The Eyes Absent (EYA) family of developmental proteins, often in partnership with the sine oculis (SIX) homeobox proteins, promote cancer metastasis and recurrence in numerous tumor types. In addition to being a transcriptional coactivator, EYA2 is a Tyr phosphatase that dephosphorylates H2AX which leads to repair instead of apoptosis upon DNA damage and ERβ which inhibits the anti‐tumor transcriptional activity of ERβ. The SIX members of the EYA‐SIX complex are difficult to target, therefore, we targeted the EYA2 to promote cell death and prevent cancer progression. We conducted structural optimization of a previously discovered allosteric inhibitor of EYA2, 9987, using the combination of in silico modeling, biochemical and cell‐based assays.

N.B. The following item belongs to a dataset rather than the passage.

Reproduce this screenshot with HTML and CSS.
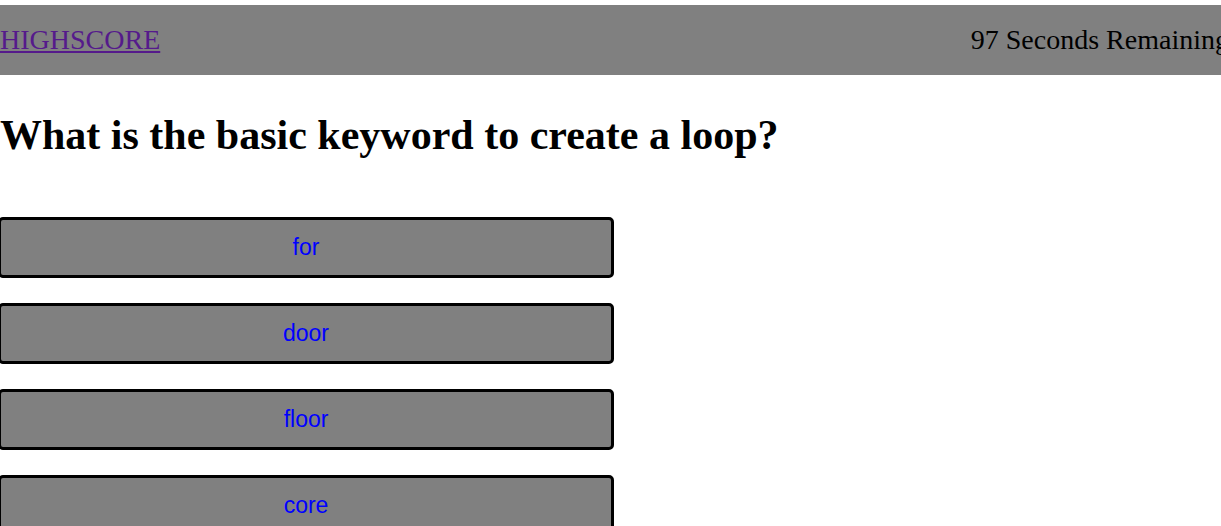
FILE: index.html
```html
<!DOCTYPE html>
<html>
<head>
<meta charset="utf-8">
<link rel="stylesheet" href="styles.css">
</head>
<body>
<header class="topbar">
  <a class="highscore" href="#">HIGHSCORE</a>
  <span class="timer">97 Seconds Remaining</span>
</header>
<main class="quiz">
  <h1 class="question">What is the basic keyword to create a loop?</h1>
  <div class="answers">
    <button class="answer">for</button>
    <button class="answer">door</button>
    <button class="answer">floor</button>
    <button class="answer">core</button>
  </div>
</main>
</body>
</html>
```

FILE: styles.css
```css
html, body {
  margin: 0;
  padding: 0;
  background: #fff;
  font-family: "Liberation Serif", "Times New Roman", serif;
  overflow: hidden;
}
body {
  padding-top: 5px;
}
.topbar {
  display: flex;
  justify-content: space-between;
  align-items: center;
  height: 70px;
  background: #808080;
  font-size: 28px;
}
.highscore {
  color: #551a8b;
  text-decoration: underline;
}
.timer {
  color: #000;
  margin-right: -8px;
  white-space: nowrap;
}
.question {
  margin: 36px 0 0 0;
  font-size: 42px;
  font-weight: bold;
  line-height: 48px;
}
.answers {
  display: flex;
  flex-direction: column;
  align-items: flex-start;
  gap: 25px;
  margin-top: 58px;
  margin-left: -2px;
}
.answer {
  width: 616px;
  height: 61px;
  background: #808080;
  border: 3px solid #000;
  border-radius: 5px;
  color: #0000ff;
  font-family: "Liberation Sans", Arial, sans-serif;
  font-size: 23px;
  padding: 0;
  margin: 0;
}
```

A new series of compounds was developed with significantly improved cellular activity and physiochemical properties desirable for brain targets. Specifically, compound 2 e showed >30‐fold improvement in the medulloblastoma cell line D458, relative to 9987, while maintaining potent and selective inhibitory activity against EYA2 Tyr phosphatase activity and a good multiparameter optimization score for central nervous system drugs. Using in silico modeling and Structure Activity Relationship analysis, we have increased biochemical and cell‐based assay inhibition of the Eyes Absent 2 (EYA2) protein over 30‐fold relative to the previous lead inhibitor. We aim to increases survival for medulloblastoma and glioblastoma patients through EYA2 inhibition.